Tagged: germination
Germination – Grade 9 Understanding for Biology GCSE 3.5 3.6
In the topic of sexual reproduction in plants, the final stage is often overlooked. I think it is helpful for students to think of this topic in several distinct stages.
- Flower Structure (hermaphrodite nature of most plants)
- Pollination (self v cross pollination; wind v insect pollinated flowers)
- Fertilisation (how does the pollen tube reach the egg cell to fertilise it?)
- Seed and Fruit formation (what forms what after fertilisation)
- Seed Dispersal (by animals, by wind, by water, by explosive means)
- Germination
Once the seed has been dispersed there then follows a period of dormancy when nothing happens. In latitudes such as the UK this often is there to delay germination until the following spring when growing conditions become more favourable. The process of taking an inert seed and growing a new plant from it is called germination.
You don’t need to worry too much about the details of germination but there are a few vital parts of the process that GCSE candidates need to appreciate for A* marks. Firstly you should know the structure of a typical seed.
The seed coat or testa surrounds the seed and provides a tough waterproof container. Inside there are the embryonic plant (composed of a plumule and radicle), one or two seed leaves called cotyledons and a storage tissue called endosperm.
Germination starts when the seed starts to take up water by osmosis. There is an opening in the testa called the micropyle that allows water to move into the seed causing it to swell and thus rupture the seed coat to allow the embryo plant to emerge.

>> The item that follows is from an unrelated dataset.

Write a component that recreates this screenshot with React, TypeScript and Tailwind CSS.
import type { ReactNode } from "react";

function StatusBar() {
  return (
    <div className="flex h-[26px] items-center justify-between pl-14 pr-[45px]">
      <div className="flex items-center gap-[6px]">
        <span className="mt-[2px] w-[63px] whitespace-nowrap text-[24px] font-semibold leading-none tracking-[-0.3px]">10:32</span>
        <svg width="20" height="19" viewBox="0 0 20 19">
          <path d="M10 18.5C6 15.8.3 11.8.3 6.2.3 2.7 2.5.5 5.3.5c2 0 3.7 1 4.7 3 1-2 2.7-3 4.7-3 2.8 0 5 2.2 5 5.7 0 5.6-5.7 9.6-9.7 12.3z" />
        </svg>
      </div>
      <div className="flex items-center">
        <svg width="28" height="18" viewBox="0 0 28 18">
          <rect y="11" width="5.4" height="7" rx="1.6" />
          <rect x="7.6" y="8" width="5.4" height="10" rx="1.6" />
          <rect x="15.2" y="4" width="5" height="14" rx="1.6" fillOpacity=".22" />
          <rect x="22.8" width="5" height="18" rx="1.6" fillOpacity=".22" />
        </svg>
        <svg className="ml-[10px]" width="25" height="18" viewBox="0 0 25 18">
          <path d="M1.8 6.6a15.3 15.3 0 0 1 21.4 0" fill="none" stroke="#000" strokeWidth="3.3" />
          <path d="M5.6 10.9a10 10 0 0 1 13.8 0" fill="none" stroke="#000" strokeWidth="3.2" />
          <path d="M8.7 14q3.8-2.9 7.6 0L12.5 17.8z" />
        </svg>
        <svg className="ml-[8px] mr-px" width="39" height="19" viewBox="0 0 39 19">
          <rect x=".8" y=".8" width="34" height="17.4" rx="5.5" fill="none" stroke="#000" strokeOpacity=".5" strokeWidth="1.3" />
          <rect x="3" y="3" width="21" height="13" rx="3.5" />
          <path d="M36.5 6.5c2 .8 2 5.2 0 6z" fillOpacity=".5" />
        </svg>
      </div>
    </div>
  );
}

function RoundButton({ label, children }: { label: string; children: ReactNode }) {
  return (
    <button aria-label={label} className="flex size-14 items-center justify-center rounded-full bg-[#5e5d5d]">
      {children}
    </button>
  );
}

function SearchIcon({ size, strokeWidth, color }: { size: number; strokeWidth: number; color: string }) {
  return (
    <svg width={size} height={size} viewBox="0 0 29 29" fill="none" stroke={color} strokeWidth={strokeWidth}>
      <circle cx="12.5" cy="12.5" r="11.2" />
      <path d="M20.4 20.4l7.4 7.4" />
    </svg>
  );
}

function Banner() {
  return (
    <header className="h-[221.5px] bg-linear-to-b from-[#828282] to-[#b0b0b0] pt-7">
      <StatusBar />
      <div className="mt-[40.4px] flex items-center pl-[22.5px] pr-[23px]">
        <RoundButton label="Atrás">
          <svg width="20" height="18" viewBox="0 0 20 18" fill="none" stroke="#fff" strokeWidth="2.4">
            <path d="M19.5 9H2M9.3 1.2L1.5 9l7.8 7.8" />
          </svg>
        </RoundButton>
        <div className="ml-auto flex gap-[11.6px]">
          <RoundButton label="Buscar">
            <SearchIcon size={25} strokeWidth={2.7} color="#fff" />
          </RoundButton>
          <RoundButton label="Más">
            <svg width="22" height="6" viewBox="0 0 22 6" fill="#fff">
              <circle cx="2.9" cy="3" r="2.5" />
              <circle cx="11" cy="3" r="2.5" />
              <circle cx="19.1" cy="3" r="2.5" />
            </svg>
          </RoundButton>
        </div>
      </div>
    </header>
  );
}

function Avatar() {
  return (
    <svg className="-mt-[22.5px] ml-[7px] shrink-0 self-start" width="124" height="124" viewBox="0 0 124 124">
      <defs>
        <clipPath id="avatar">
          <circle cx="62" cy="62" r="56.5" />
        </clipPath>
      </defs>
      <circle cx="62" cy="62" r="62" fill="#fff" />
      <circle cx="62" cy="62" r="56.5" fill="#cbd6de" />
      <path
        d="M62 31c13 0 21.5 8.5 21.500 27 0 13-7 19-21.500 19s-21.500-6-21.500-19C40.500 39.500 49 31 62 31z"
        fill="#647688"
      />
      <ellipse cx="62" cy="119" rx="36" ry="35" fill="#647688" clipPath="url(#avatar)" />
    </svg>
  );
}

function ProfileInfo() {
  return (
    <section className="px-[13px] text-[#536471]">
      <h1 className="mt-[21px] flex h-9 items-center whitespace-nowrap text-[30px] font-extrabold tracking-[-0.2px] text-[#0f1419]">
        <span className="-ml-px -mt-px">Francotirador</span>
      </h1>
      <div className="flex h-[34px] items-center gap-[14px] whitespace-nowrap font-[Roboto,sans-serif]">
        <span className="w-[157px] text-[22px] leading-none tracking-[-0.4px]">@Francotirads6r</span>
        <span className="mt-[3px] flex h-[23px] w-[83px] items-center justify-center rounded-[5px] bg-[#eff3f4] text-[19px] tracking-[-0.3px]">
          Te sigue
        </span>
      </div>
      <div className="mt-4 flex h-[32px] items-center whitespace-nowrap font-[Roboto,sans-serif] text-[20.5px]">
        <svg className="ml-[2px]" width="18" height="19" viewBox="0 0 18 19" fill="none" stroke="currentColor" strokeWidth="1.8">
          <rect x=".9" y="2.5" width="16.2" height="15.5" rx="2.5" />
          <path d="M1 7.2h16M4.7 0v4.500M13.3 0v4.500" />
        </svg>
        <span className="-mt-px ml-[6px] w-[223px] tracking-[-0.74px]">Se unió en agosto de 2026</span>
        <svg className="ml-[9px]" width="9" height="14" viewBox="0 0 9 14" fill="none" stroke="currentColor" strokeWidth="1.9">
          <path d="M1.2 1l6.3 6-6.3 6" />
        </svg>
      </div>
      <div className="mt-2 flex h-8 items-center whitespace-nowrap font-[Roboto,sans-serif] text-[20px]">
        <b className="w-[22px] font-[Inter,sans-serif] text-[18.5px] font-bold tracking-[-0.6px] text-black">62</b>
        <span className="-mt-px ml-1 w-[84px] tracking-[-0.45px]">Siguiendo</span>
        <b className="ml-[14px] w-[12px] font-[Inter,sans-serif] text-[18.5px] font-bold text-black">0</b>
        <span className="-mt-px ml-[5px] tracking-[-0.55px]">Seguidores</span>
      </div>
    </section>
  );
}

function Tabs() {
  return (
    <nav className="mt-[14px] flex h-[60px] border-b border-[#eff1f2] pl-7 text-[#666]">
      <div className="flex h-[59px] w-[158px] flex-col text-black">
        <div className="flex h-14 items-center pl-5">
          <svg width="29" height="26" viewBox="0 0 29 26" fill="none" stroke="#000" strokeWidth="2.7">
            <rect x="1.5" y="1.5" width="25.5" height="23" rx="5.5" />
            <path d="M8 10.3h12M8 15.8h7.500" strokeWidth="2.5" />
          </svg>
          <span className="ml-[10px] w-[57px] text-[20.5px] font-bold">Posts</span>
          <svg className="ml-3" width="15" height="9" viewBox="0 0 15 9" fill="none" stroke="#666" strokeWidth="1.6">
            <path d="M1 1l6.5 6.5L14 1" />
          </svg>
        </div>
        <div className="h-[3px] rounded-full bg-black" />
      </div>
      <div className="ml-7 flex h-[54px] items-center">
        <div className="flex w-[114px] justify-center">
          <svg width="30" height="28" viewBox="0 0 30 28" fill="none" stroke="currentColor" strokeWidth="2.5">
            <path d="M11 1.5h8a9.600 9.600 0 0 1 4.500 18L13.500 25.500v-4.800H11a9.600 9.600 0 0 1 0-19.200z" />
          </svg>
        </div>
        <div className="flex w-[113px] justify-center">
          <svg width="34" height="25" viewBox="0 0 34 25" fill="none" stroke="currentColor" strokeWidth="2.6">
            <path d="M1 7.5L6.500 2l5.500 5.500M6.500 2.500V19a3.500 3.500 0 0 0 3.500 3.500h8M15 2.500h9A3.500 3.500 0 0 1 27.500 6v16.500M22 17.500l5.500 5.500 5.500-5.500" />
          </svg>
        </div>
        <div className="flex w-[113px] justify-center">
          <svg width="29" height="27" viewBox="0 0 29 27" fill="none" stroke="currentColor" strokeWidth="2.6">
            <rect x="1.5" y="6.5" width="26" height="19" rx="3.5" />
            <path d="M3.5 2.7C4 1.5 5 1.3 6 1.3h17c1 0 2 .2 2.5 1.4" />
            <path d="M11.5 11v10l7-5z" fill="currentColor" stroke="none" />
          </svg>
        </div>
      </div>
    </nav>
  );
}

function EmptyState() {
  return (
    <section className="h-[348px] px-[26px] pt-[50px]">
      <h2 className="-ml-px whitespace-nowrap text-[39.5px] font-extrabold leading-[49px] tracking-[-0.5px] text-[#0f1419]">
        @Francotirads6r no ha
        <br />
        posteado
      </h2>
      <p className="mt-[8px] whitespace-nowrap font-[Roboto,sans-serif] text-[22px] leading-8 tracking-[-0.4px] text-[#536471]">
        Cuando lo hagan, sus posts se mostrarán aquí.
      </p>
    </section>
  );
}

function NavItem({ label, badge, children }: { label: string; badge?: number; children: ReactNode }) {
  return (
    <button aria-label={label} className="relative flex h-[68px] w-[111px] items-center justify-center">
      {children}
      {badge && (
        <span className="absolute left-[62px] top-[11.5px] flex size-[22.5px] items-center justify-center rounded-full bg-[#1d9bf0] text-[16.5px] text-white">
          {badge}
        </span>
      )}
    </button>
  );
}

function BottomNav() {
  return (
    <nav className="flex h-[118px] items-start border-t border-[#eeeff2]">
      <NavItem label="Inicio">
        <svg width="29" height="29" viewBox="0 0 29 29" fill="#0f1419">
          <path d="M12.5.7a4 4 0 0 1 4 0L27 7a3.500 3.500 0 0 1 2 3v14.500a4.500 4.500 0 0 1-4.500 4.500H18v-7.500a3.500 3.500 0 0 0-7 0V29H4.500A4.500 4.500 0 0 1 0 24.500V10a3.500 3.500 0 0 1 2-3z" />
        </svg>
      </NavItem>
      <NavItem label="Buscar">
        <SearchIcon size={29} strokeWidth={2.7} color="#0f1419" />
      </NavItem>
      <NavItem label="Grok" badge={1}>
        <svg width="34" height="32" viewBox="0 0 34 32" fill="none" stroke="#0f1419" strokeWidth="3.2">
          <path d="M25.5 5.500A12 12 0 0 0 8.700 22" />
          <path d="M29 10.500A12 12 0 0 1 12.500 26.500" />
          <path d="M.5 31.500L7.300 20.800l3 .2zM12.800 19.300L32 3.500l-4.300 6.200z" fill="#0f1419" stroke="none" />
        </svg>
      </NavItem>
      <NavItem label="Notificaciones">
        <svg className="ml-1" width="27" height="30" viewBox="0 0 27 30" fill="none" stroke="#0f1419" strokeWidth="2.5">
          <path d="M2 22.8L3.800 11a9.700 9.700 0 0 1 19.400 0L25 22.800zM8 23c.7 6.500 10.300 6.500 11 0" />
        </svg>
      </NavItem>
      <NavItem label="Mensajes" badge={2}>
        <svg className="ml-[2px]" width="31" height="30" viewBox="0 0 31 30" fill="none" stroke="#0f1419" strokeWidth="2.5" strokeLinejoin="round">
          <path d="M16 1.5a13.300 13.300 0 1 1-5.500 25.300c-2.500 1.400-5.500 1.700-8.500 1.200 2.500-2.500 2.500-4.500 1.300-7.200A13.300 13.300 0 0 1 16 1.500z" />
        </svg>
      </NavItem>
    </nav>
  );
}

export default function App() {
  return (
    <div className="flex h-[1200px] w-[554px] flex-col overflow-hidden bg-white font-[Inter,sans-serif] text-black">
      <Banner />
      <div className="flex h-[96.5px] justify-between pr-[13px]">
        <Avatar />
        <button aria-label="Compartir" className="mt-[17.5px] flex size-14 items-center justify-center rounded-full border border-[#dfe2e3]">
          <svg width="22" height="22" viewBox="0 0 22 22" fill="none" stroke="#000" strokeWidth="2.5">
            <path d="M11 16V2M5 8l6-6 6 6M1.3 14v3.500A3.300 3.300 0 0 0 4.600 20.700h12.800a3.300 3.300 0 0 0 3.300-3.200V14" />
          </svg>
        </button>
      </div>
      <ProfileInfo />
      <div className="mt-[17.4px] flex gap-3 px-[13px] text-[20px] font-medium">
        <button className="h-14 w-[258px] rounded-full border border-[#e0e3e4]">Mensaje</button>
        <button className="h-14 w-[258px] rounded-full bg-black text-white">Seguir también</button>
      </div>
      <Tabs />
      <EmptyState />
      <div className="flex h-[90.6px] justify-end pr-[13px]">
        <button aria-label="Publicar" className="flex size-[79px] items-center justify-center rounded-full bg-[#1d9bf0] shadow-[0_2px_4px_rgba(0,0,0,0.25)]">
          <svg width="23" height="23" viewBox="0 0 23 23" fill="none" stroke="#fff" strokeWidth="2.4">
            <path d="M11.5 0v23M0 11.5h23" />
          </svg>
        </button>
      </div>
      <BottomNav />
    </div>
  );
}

Water entering the seed also activates the embryo plant such that it starts to release digestive enzymes such as amylase. Amylase catalyses the digestion of starch into a simple sugar maltose. The endosperm and cotyledons contain energy stores in the form of starch, lipids and proteins and as these get broken down by the various enzymes, they provide the energy for the early growth of the seedling. The radicle emerges first and grows downwards (positive geotropism) and then the plumule or shoot grows upwards towards light (positive phototropism). Remember that throughout the early stages of this growth the energy required comes from stored food molecules in the seed. If you measure the mass of the plant during this phase, it would be decreasing. Only when the first leaves emerge above ground and the plant can start the process of photosynthesis will the overall mass start to increase.